Title Biodiversity and distribution of the genus Gromia (Protista, Rhizaria) in the deep Weddell Sea (Southern Ocean)
Author Rothe, N.; Gooday, A.J.; Cedhagen, T.; Hughes, J.A.
Author Affil Rothe, N., National Oceanography Centre, Southampton, United Kingdom. Other: Aarhus Universitet, Denmark
Source Polar Biology, 34(1), p.69-81. Publisher: Springer-Verlag, Berlin, Germany. ISSN: 0722-4060
Publication Date Jan. 2011
Notes In English. 47 refs. GeoRef Acc. No: 308833
Index Terms Southern Ocean--Weddell Sea; bathymetry; biodiversity; biogeography; ecology; Invertebrata; physiology; Protista; Southern Ocean; species diversity; taxonomy; Weddell Sea
Abstract We present a survey of morphospecies of Gromia, a genus of testate protists, from bathyal and abyssal depths in the Weddell Sea and adjacent areas of the Southern Ocean. This material represents the most extensive and diverse available collection of deep-sea gromiids so far recorded. The twelve species, nine of which are undescribed, are recognized on the basis of morphological criteria, including the test size and shape, the appearance and structure of the oral capsule, and the characteristics of the test wall. Most species have a single oral capsule, which is circular in plan view with a conical nipple-like shape in lateral view. One morphospecies has three oral capsules.

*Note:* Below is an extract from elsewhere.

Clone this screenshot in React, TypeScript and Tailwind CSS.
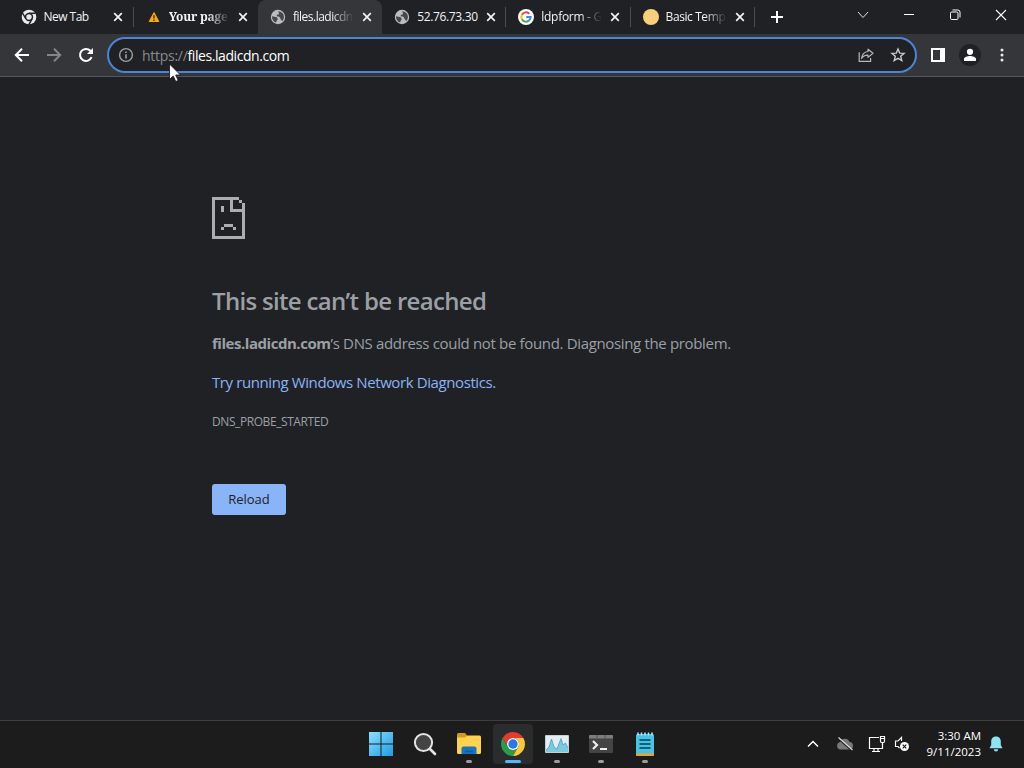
import type { ReactNode } from "react";

const FONT = "font-['Open_Sans','Noto_Sans',sans-serif]";

function ChromeMonoIcon() {
    return (
        <svg viewBox="0 0 24 24" className="w-4 h-4 shrink-0 -ml-px">
            <circle cx="12" cy="12" r="11" fill="#e8eaed" />
            <circle cx="12" cy="12" r="5.2" fill="#e8eaed" stroke="#202124" strokeWidth="2.2" />
            <path d="M12 6.5H22M7.2 14.6L2.2 6M16.8 14.6L11.8 23.3" stroke="#202124" strokeWidth="2.2" />
        </svg>
    );
}

function WarningIcon() {
    return (
        <svg viewBox="0 0 16 16" className="w-4 h-4 shrink-0">
            <path d="M8 3.5L12.8 12.5H3.2Z" fill="#f9ab00" stroke="#f9ab00" strokeLinejoin="round" />
            <path d="M8 6.2V9.5M8 10.6V12" stroke="#202124" strokeWidth="1.3" />
        </svg>
    );
}

function GlobeIcon() {
    return (
        <svg viewBox="0 0 16 16" className="w-4 h-4 shrink-0">
            <circle cx="8" cy="8" r="7.2" fill="#b9bcc0" />
            <path
                d="M2 7.2L5.5 8.1C7 8.3 7.8 9.2 7.6 10.4C7.5 11.2 6.7 11.3 6.5 12.1L6.1 13.6C3.6 12.8 1.9 10.3 2 7.2ZM8.2 2.2L10.9 2.9C12.9 4 13.9 5.7 13.9 8C13.9 9.6 13.2 11.2 12.2 12.2C11.8 11.2 11.3 10.6 10.5 10.2C10.5 8.8 9.8 7.9 8.6 7.5L6.6 7.2C6.5 6.1 7.2 5.5 8.4 5.5C9.2 5.2 9.2 4.3 8.7 3.8Z"
                fill="#45474b"
            />
        </svg>
    );
}

function GoogleIcon() {
    return (
        <svg viewBox="0 0 16 16" className="w-4 h-4 shrink-0">
            <circle cx="8" cy="8" r="8" fill="#fff" />
            <g fill="none" strokeWidth="2">
                <path d="M11.3 4.7A4.7 4.7 0 0 0 3.9 5.7" stroke="#ea4335" />
                <path d="M3.9 5.7A4.7 4.7 0 0 0 3.9 10.3" stroke="#fbbc05" />
                <path d="M3.9 10.3A4.7 4.7 0 0 0 11 11.6" stroke="#34a853" />
                <path d="M11 11.6A4.7 4.7 0 0 0 12.7 8H8.2" stroke="#4285f4" />
            </g>
        </svg>
    );
}

function CloseIcon() {
    return (
        <svg viewBox="0 0 10 10" className="w-2.5 h-2.5 shrink-0">
            <path d="M1.2 1.2L8.8 8.8M8.8 1.2L1.2 8.8" stroke="#f1f3f4" strokeWidth="1.7" />
        </svg>
    );
}

type TabProps = {
    icon: ReactNode;
    title: string;
    titleClass?: string;
    active?: boolean;
    fade?: boolean;
    separator?: boolean;
};

function Tab({ icon, title, titleClass = "", active, fade, separator }: TabProps) {
    return (
        <div
            className={`flex items-center w-[124.2px] h-[34px] pl-3 shrink-0 ${active ? "bg-[#35363a] rounded-t-lg" : ""}`}
        >
            {icon}
            <span
                className={`ml-[7px] w-[62px] shrink-0 whitespace-nowrap text-[12px] leading-4 text-[#f1f3f4] ${fade ? "[mask-image:linear-gradient(to_right,#000_62%,transparent_98%)]" : ""} ${titleClass}`}
            >
                {title}
            </span>
            <span className="ml-[7px] flex">
                <CloseIcon />
            </span>
            {separator && <span className="ml-auto w-px h-5 bg-[#4a4c50]" />}
        </div>
    );
}

function TabStrip() {
    return (
        <div className="flex h-[34px] bg-[#202124] pl-[9.6px]">
            <Tab icon={<ChromeMonoIcon />} title="New Tab" titleClass="tracking-[-0.55px]" separator />
            <Tab
                icon={<WarningIcon />}
                title="Your page"
                titleClass="font-bold font-['Noto_Serif','DejaVu_Serif',serif] tracking-[-0.2px]"
                fade
            />
            <Tab icon={<GlobeIcon />} title="files.ladicdn" titleClass="tracking-[-0.5px]" active fade />
            <Tab icon={<GlobeIcon />} title="52.76.73.30" titleClass="tracking-[-0.35px]" separator />
            <Tab icon={<GoogleIcon />} title="ldpform - G" titleClass="tracking-[-0.3px]" fade separator />
            <Tab
                icon={<span className="w-4 h-4 shrink-0 rounded-full bg-[#fbce7c]" />}
                title="Basic Temp"
                titleClass="tracking-[-0.4px]"
                fade
                separator
            />
            <div className="flex items-center ml-[16px]">
                <svg viewBox="0 0 12 12" className="w-3 h-3">
                    <path d="M6 0V12M0 6H12" stroke="#fff" strokeWidth="2" />
                </svg>
            </div>
            <div className="ml-auto flex h-[29px]">
                <div className="w-[46px] flex items-center justify-center">
                    <svg viewBox="0 0 12 12" className="w-3 h-3">
                        <path d="M1 3L6 8.5L11 3" fill="none" stroke="#e0e0e0" />
                    </svg>
                </div>
                <div className="w-[46px] flex items-center justify-center">
                    <span className="w-[10px] h-px bg-[#fff]" />
                </div>
                <div className="w-[46px] flex items-center justify-center">
                    <svg viewBox="0 0 12 12" className="w-3 h-3" fill="none" stroke="#fff">
                        <rect x="1.5" y="3" width="7.5" height="7.5" rx="1.2" />
                        <path d="M3.5 1H8.8Q11 1 11 3.2V8.5" />
                    </svg>
                </div>
                <div className="w-[46px] flex items-center justify-center">
                    <svg viewBox="0 0 12 12" className="w-3 h-3">
                        <path d="M1 1L11 11M11 1L1 11" stroke="#fff" strokeWidth="1.1" />
                    </svg>
                </div>
            </div>
        </div>
    );
}

function Toolbar() {
    return (
        <div className="flex items-center h-[43px] bg-[#35363a] border-b border-[#55565a] pl-[14px]">
            <svg viewBox="0 0 16 16" className="w-4 h-4" fill="none" stroke="#fff" strokeWidth="2">
                <path d="M15 8H2.2M8 1.8L1.8 8L8 14.2" />
            </svg>
            <svg viewBox="0 0 16 16" className="w-4 h-4 ml-4" fill="none" stroke="#838589" strokeWidth="2">
                <path d="M1 8H13.8M8 1.8L14.2 8L8 14.2" />
            </svg>
            <svg viewBox="0 0 16 16" className="w-4 h-4 ml-4" fill="none" stroke="#fff" strokeWidth="2">
                <path d="M13.6 10.2A6 6 0 1 1 12.4 3.8L14 5.4" />
                <path d="M15 1V7H9Z" fill="#fff" stroke="none" />
            </svg>
            <div className="flex items-center ml-[13px] w-[810px] h-9 rounded-full border-2 border-[#4b85d8] bg-[#202124] pl-[9px] pr-[9px]">
                <svg viewBox="0 0 16 16" className="w-4 h-4" fill="none" stroke="#9aa0a6" strokeWidth="1.4">
                    <circle cx="8" cy="8" r="6.4" />
                    <path d="M8 7.2V11.4M8 4.5V6" strokeWidth="1.6" />
                </svg>
                <span className="ml-[8px] pt-px text-[14px] leading-5 text-white whitespace-nowrap tracking-[-0.43px]">
                    <span className="text-[#868a8f] tracking-[-0.27px]">https://</span>
                    files.ladicdn.com
                </span>
                <svg viewBox="0 0 16 16" className="w-4 h-4 ml-auto" fill="none" stroke="#b4b7bb" strokeWidth="1.2">
                    <path d="M1.2 5.2V14.4H12.6V11" />
                    <path d="M10 2.2L15 6.3L10 10.4V8.2C7 8.1 5 9 3.6 11.4C4 7.4 6.4 4.9 10 4.5Z" strokeLinejoin="round" />
                </svg>
                <svg viewBox="0 0 16 16" className="w-4 h-4 ml-4" fill="none" stroke="#c8cacd" strokeWidth="1.4">
                    <path d="M8 2L9.7 6.1L14.1 6.4L10.7 9.3L11.8 13.6L8 11.3L4.2 13.6L5.3 9.3L1.9 6.4L6.3 6.1Z" />
                </svg>
            </div>
            <svg viewBox="0 0 14 14" className="w-3.5 h-3.5 ml-[14px]">
                <path d="M0 0H14V14H0ZM2 2V12H9V2Z" fill="#fff" fillRule="evenodd" />
            </svg>
            <div className="flex items-center justify-center w-[22px] h-[22px] ml-[14px] rounded-full bg-[#202124]">
                <svg viewBox="0 0 14 14" className="w-3.5 h-3.5" fill="#fff">
                    <circle cx="7" cy="3.8" r="3.1" />
                    <path d="M1 13V11C1 8.9 4.5 8 7 8S13 8.9 13 11V13Z" />
                </svg>
            </div>
            <svg viewBox="0 0 4 14" className="w-1 h-3.5 ml-[19px]" fill="#e8eaed">
                <circle cx="2" cy="2" r="1.5" />
                <circle cx="2" cy="7" r="1.5" />
                <circle cx="2" cy="12" r="1.5" />
            </svg>
        </div>
    );
}

function ErrorPage() {
    return (
        <main className="flex-1 bg-[#202124] pl-[212px] pt-[120px] text-[#9aa0a6]">
            <svg viewBox="0 0 11 14" className="w-[33px] h-[42px]" fill="#acadae" shapeRendering="crispEdges">
                <path d="M0 0H9V1H0ZM0 1H1V13H0ZM0 13H11V14H0ZM10 2H11V13H10ZM9 1H10V2H9Z" />
                <path d="M6 1H7V5H6ZM7 4H10V5H7Z" />
                <path d="M3 3H4V5H3ZM4 9H7V10H4ZM3 10H4V11H3ZM7 10H8V11H7Z" />
            </svg>
            <h1 className="mt-[45px] text-[24px] leading-[34px] font-semibold tracking-[-0.68px] whitespace-nowrap">
                This site can’t be reached
            </h1>
            <p className="mt-[13px] text-[15px] leading-6 whitespace-nowrap tracking-[-0.34px]">
                <strong className="tracking-[-0.46px]">files.ladicdn.com</strong>’s DNS address could not be found.
                Diagnosing the problem.
            </p>
            <p className="mt-[15px] text-[15px] leading-6 whitespace-nowrap tracking-[-0.4px] text-[#8ab4f8]">
                <a>Try running Windows Network Diagnostics</a>.
            </p>
            <p className="mt-[18px] text-[12px] leading-5 whitespace-nowrap tracking-[-0.42px]">DNS_PROBE_STARTED</p>
            <button className="mt-[52px] flex items-center justify-center w-[74px] h-[31px] rounded-[3px] bg-[#8ab4f8] text-[13px] text-[#202124]">
                Reload
            </button>
        </main>
    );
}

type AppSlotProps = { children: ReactNode; state?: "running" | "focused" };

function AppSlot({ children, state }: AppSlotProps) {
    return (
        <div
            className={`flex flex-col items-center w-10 h-10 pt-[8px] rounded ${state === "focused" ? "bg-[#2b2c2d]" : ""}`}
        >
            {children}
            {state === "running" && <span className="mt-[4px] w-[6px] h-[3px] rounded-full bg-[#9c9c9c]" />}
            {state === "focused" && <span className="mt-[4px] w-4 h-[3px] rounded-full bg-[#58b7ec]" />}
        </div>
    );
}

function Taskbar() {
    return (
        <footer className="flex items-center h-12 bg-[#1c1c1c] border-t border-[#3c3d3e] pl-[361px] pb-[2px]">
            <div className="flex gap-1">
                <AppSlot>
                    <svg viewBox="0 0 24 24" className="w-6 h-6">
                        <defs>
                            <linearGradient id="win" x1="0" y1="0" x2="24" y2="24" gradientUnits="userSpaceOnUse">
                                <stop stopColor="#8adfff" />
                                <stop offset="1" stopColor="#1f9be5" />
                            </linearGradient>
                        </defs>
                        <path d="M0 0H11.5V11.5H0ZM12.5 0H24V11.5H12.5ZM0 12.5H11.5V24H0ZM12.5 12.5H24V24H12.5Z" fill="url(#win)" />
                    </svg>
                </AppSlot>
                <AppSlot>
                    <svg viewBox="0 0 24 24" className="w-6 h-6" fill="none" stroke="#e4e4e4">
                        <path d="M17 17L22 22" strokeWidth="2.6" strokeLinecap="round" />
                        <circle cx="10.5" cy="10.5" r="8.6" fill="#444" strokeWidth="2" />
                    </svg>
                </AppSlot>
                <AppSlot state="running">
                    <svg viewBox="0 0 24 24" className="w-6 h-6">
                        <path d="M0 2.5Q0 1 1.5 1H8L10.5 4V6H0Z" fill="#d99a13" />
                        <path d="M0 5.5H8L10.5 3.5H22.5Q24 3.5 24 5V20.5Q24 22 22.5 22H1.5Q0 22 0 20.5Z" fill="#ffd253" />
                        <path d="M4.5 22V16.5Q4.5 14.5 6.5 14.5H17.5Q19.5 14.5 19.5 16.5V22Z" fill="#1675bd" />
                        <path d="M8 19.5H16" stroke="#0f5d9b" strokeWidth="1.5" />
                    </svg>
                </AppSlot>
                <AppSlot state="focused">
                    <svg viewBox="0 0 24 24" className="w-6 h-6">
                        <path d="M1.61 6A12 12 0 0 1 22.39 6H12A6 6 0 0 0 6.8 15Z" fill="#e33b2e" />
                        <path d="M1.61 6A12 12 0 0 0 12 24L17.2 15A6 6 0 0 1 6.8 15Z" fill="#2a9d4a" />
                        <path d="M22.39 6A12 12 0 0 1 12 24L17.2 15A6 6 0 0 0 12 6Z" fill="#fcc934" />
                        <circle cx="12" cy="12" r="6" fill="#fff" />
                        <circle cx="12" cy="12" r="4.7" fill="#2878e6" />
                    </svg>
                </AppSlot>
                <AppSlot state="running">
                    <svg viewBox="0 0 24 24" className="w-6 h-6">
                        <rect x="0" y="3" width="24" height="18" rx="1" fill="#c6d0d6" />
                        <rect x="1" y="4" width="22" height="16" fill="#e2edf4" />
                        <path d="M1 18L4 15L6.5 7L9 15L12 17L16 6.5L18 13L20.5 11L23 16V20H1Z" fill="#7bcbe0" />
                        <path
                            d="M1 18L4 15L6.5 7L9 15L12 17L16 6.5L18 13L20.5 11L23 16"
                            fill="none"
                            stroke="#4a9cbf"
                            strokeWidth="0.8"
                        />
                    </svg>
                </AppSlot>
                <AppSlot state="running">
                    <svg viewBox="0 0 24 24" className="w-6 h-6">
                        <rect x="0" y="3" width="24" height="18" rx="1" fill="#444" />
                        <path d="M0 6.5V4Q0 3 1 3H23Q24 3 24 4V6.5Z" fill="#7d7d7d" />
                        <path d="M8 3V6.5M16 3V6.5" stroke="#555" />
                        <path d="M4 9L8 13L4 17" fill="none" stroke="#eee" strokeWidth="2.2" />
                        <path d="M11 17H18" stroke="#eee" strokeWidth="2" />
                    </svg>
                </AppSlot>
                <AppSlot state="running">
                    <svg viewBox="0 0 24 24" className="w-6 h-6">
                        <rect x="3" y="2" width="18" height="22" rx="1.5" fill="#49c3e4" />
                        <path d="M3 21.5H21V22.5Q21 24 19.5 24H4.5Q3 24 3 22.5Z" fill="#e9a52c" />
                        <path d="M5 0.5V3.5M8.5 0.5V3.5M12 0.5V3.5M15.5 0.5V3.5M19 0.5V3.5" stroke="#a8e9f8" strokeWidth="1.6" />
                        <path d="M6.5 8H17.5M6.5 12H17.5M6.5 16H17.5" stroke="#10607e" strokeWidth="1.8" />
                    </svg>
                </AppSlot>
            </div>
            <div className="ml-auto flex items-center pr-[21px]">
                <svg viewBox="0 0 12 8" className="w-3 h-2" fill="none" stroke="#fff" strokeWidth="1.5">
                    <path d="M1 6.5L6 1.5L11 6.5" />
                </svg>
                <svg viewBox="0 0 18 14" className="w-[18px] h-3.5 ml-[17px]">
                    <path d="M4.5 12.5A3.8 3.8 0 0 1 4.2 5A5 5 0 0 1 13.5 5A3.8 3.8 0 0 1 14 12.5Z" fill="#77797b" />
                    <path d="M2 1L16 13.5" stroke="#1c1c1c" strokeWidth="2" />
                    <path d="M2.5 0.5L16.5 13" stroke="#e0e0e0" strokeWidth="1.2" />
                </svg>
                <svg viewBox="0 0 18 18" className="w-[18px] h-[18px] ml-[14px]" fill="none" stroke="#fff" strokeWidth="1.2">
                    <path d="M11 2.5H1.5V13.5H14.5V9M6 13.5V16.5M10 13.5V16.5M4 16.5H12" />
                    <path d="M12.5 1.5H16.5V6Q16.5 7.500 15.500 7.500H13.500Q12.500 7.500 12.500 6ZM12.500 3.500H16.500M14.500 7.500V10" />
                </svg>
                <svg viewBox="0 0 16 16" className="w-4 h-4 ml-[8px]" fill="none" stroke="#fff" strokeWidth="1.2">
                    <path d="M7.5 5V1.5L4 5H1.5V10.5H4L5.5 12" />
                    <circle cx="10.5" cy="10.5" r="4.5" fill="#fff" stroke="none" />
                    <path d="M8.7 8.7L12.3 12.3M12.3 8.7L8.7 12.3" stroke="#1c1c1c" />
                </svg>
                <div className="ml-[14px] w-[57px] text-right text-[11.5px] leading-4 text-white whitespace-nowrap">
                    <div>3:30 AM</div>
                    <div>9/11/2023</div>
                </div>
                <svg viewBox="0 0 14 16" className="w-3.5 h-4 ml-[8px]" fill="#8ee3f5">
                    <path d="M7 0.5C3.8 0.5 2.2 2.8 2.2 5.5V9L0.5 12.3H13.5L11.8 9V5.5C11.8 2.8 10.2 0.5 7 0.5ZM4.8 13.2H9.2A2.2 2.2 0 0 1 4.8 13.2Z" />
                </svg>
            </div>
        </footer>
    );
}

export default function App() {
    return (
        <div className={`relative flex flex-col w-[1024px] h-[768px] overflow-hidden ${FONT}`}>
            <TabStrip />
            <Toolbar />
            <ErrorPage />
            <Taskbar />
            {/* mouse pointer */}
            <svg viewBox="0 0 12 19" className="absolute left-[169px] top-[63px] w-3 h-[19px]">
                <path d="M0.5 1V16.5L4.2 13L6.8 18.5L9.2 17.4L6.7 12H11.5Z" fill="#fff" stroke="#111" strokeWidth="0.8" />
            </svg>
        </div>
    );
}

The appearance and structure of the wall displays great variability among Gromia species, ranging from very delicate and transparent with highly reflective highlights to relatively thick with distinct patterns of ridges covering the surface. More often, however, differences in wall structure are more subtle. Most morphospecies were distributed at bathyal depths along the continental margin, but one was sampled at approx. 4,800 m, representing the first record of an abyssal gromiid. Concurrent with findings from other regions of the World's oceans, the Weddell Sea gromiids were mostly found in surficial sediments in areas of elevated organic input, suggesting that deep- sea gromiids are likely to play an important role in carbon cycling in bathyal eutrophic regions through the ingestion and degradation of fresh organic matter.